S wrote at 7/25/2013 3:12:50 PM:

It's a reasonable idea; but Cartridge World, Tesco and so on offer refills on most high streets - why would people wish to 3D print a cartridge to refill when thy can just refill using the old one? All this accomplishes is expenditure of PLA (biodegradable yet, but the starch crops take up land that could be used to grow food for the 1 billion in constant hunger in the world) and electricity. Hardly ecologically sound, negating the sustainability angle. By 2015 the chip may well be 3D-printable, although it will take until 2020+ for that tech to be commercially available at home, if patents hoarding doesn't prevent it indefinitely. The clue that the researchers were relatively clueless was that hey purchased a MakerBot 3DP. Why pay that much when there are 3D printers twice as good for half the cost? Lack of research. Having a former member of Microsoft (the world's worst company, outside of Yahoo!) in charge probably answers why... Still, we don't know unless we try. And I can be harsh in cynicism. Thank you for the article and the insight.

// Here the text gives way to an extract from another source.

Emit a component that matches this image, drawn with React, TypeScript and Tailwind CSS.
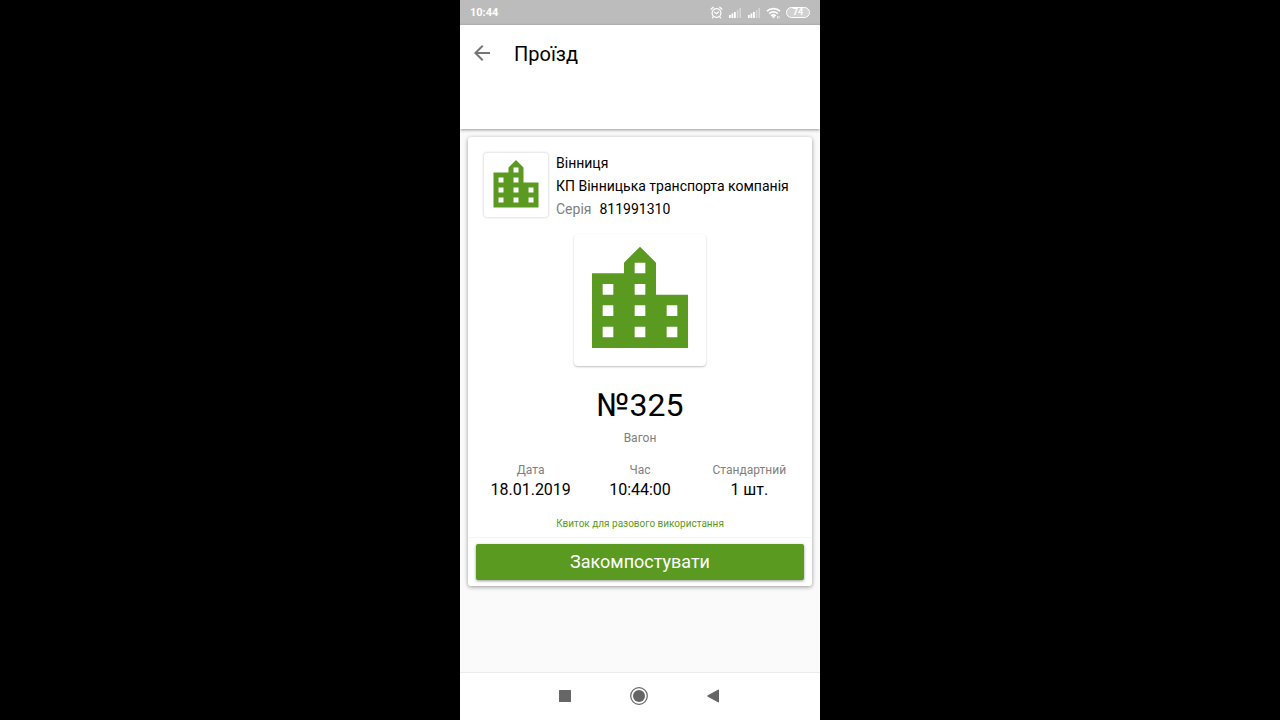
import { MdArrowBack, MdLocationCity } from "react-icons/md";

const details = [
  { label: "Дата", value: "18.01.2019" },
  { label: "Час", value: "10:44:00" },
  { label: "Стандартний", value: "1 шт." },
];

const Signal = () => (
  <svg width="14" height="12" viewBox="0 0 14 12" fill="#fff">
    <path d="M1 8h1.8v3H1zM3.5 6.6h1.8V11H3.500zM6 5h1.800v6H6z" />
    <path d="M8.8 3h1.6v8H8.8zM11.4 1H13v10h-1.6z" opacity="0.4" />
  </svg>
);

const StatusBar = () => (
  <div className="flex h-[25px] shrink-0 items-center justify-between bg-[#bcbcbc] px-[10px] text-white">
    <span className="text-[11px] font-bold leading-4">10:44</span>
    <div className="flex items-center gap-[5px]">
      <svg
        width="13"
        height="13"
        viewBox="0 0 13 13"
        fill="none"
        stroke="#fff"
        strokeWidth="1.2"
        strokeLinecap="round"
      >
        <circle cx="6.5" cy="7" r="4.4" />
        <path d="M1 3.2 3.2 1.2M12 3.2 9.8 1.2M4.6 6.2l1.9 1.5 2-1.7M3.4 10.6l-1 1.2M9.6 10.6l1 1.2" />
      </svg>
      <Signal />
      <Signal />
      <svg width="15" height="12" viewBox="0 0 15 12" fill="none">
        <path
          d="M1 4.2c3.6-3.4 9.4-3.4 13 0M3.2 6.6c2.4-2.2 6.2-2.2 8.6 0M5.2 8.8c1.3-1.1 3.3-1.1 4.6 0"
          stroke="#fff"
          strokeWidth="1.7"
        />
        <path d="m5.8 9.6 1.7 1.9 1.7-1.9c-1-.8-2.4-.8-3.4 0z" fill="#fff" />
        <path d="M11 9h1v2.5h-1zM12.6 9h1v2.5h-1z" fill="#fff" opacity="0.7" />
      </svg>
      <span className="flex h-[11px] w-6 items-center justify-center rounded-full border border-white bg-white/30 text-[9px] font-bold leading-none">
        74
      </span>
    </div>
  </div>
);

const NavBar = () => (
  <nav className="flex h-12 shrink-0 items-center justify-center gap-[50px] border-t border-[#ededed] bg-white pb-[2px] pr-[2px]">
    <button aria-label="Recent" className="flex w-6 justify-center">
      <svg width="12" height="12" viewBox="0 0 12 12">
        <rect width="12" height="12" rx="0.5" fill="#666" />
      </svg>
    </button>
    <button aria-label="Home" className="flex w-6 justify-center">
      <svg width="18" height="18" viewBox="0 0 18 18">
        <circle cx="9" cy="9" r="8.3" fill="none" stroke="#666" strokeWidth="1.2" />
        <circle cx="9" cy="9" r="6" fill="#666" />
      </svg>
    </button>
    <button aria-label="Back" className="flex w-6 justify-center">
      <svg width="12" height="14" viewBox="0 0 12 14">
        <path d="M11.5.9v12.2L.5 7z" fill="#666" stroke="#666" strokeLinejoin="round" />
      </svg>
    </button>
  </nav>
);

const App = () => {
  return (
    <div className="flex min-h-screen justify-center bg-black font-['Roboto',sans-serif] text-black">
      <div className="flex w-full max-w-[360px] flex-col bg-[#fafafa]">
        <StatusBar />
        <header className="flex h-[104px] shrink-0 items-start gap-5 bg-white px-[10px] pt-4 shadow-[0_1px_3px_rgba(0,0,0,0.4)]">
          <button aria-label="Назад" className="flex h-6 w-6 items-center justify-center text-[#757575]">
            <MdArrowBack size={24} />
          </button>
          <h1 className="text-xl leading-[26px]">Проїзд</h1>
        </header>

        <main className="flex-1 px-2 pt-2">
          <section className="flex flex-col rounded-[3px] bg-white pb-[6px] pt-4 shadow-[0_1px_4px_rgba(0,0,0,0.4)]">
            <div className="flex items-start gap-2 px-4">
              <div className="shrink-0 rounded-[3px] p-[2px] text-[#5a9a20] shadow-[0_0_3px_rgba(0,0,0,0.25)]">
                <MdLocationCity size={60} />
              </div>
              <div className="flex flex-col gap-[3px] text-sm leading-5">
                <p>Вінниця</p>
                <p>КП Вінницька транспорта компанія</p>
                <p>
                  <span className="mr-2 text-[#808080]">Серія</span>
                  811991310
                </p>
              </div>
            </div>

            <div className="mt-[15px] self-center rounded-[4px] p-[2px] text-[#5a9a20] shadow-[0_1px_2px_rgba(0,0,0,0.25)]">
              <MdLocationCity size={128} />
            </div>

            <p className="mt-[19px] text-center text-[32px] leading-10">№325</p>
            <p className="mt-[5px] text-center text-xs leading-4 text-[#808080]">Вагон</p>

            <dl className="mt-4 grid grid-cols-3 px-2 text-center">
              {details.map((item) => (
                <div key={item.label}>
                  <dt className="text-xs leading-4 text-[#808080]">{item.label}</dt>
                  <dd className="text-base leading-6">{item.value}</dd>
                </div>
              ))}
            </dl>

            <p className="mt-[15px] text-center text-[10px] leading-[14px] text-[#5a9a20]">
              Квиток для разового використання
            </p>
            <div className="mt-[6px] border-t border-[#f5f5f5] px-2 pt-[6px]">
              <button className="h-9 w-full rounded-[2px] bg-[#5a9a20] text-lg text-white shadow-[0_1px_3px_rgba(0,0,0,0.4)]">
                Закомпостувати
              </button>
            </div>
          </section>
        </main>
        <NavBar />
      </div>
    </div>
  );
};

export default App;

inkfactory.com wrote at 7/25/2013 11:38:35 AM:

We wanted to experiment with the idea of printing with a 3D printed cartridge to see if it might be possible to overcome most of the challenges and what lessons we might learn along the way (we learned a lot!). But you're right, there are "unprintable" components on most cartridges, like microchips, and of course the ink which would have to be purchased.

sergevi wrote at 7/25/2013 8:38:17 AM:

had the same thought seeing the cartridge. WHAT about electronic ?? nice makerbot commercial ?? hmmm ?

alidan wrote at 7/24/2013 11:27:48 PM:

forgot to mention that kodak requires a chip that has to be bought over and over again. and with that chip, you can use the carts that come with the printer. that said, still impressive to print it, but just pointless.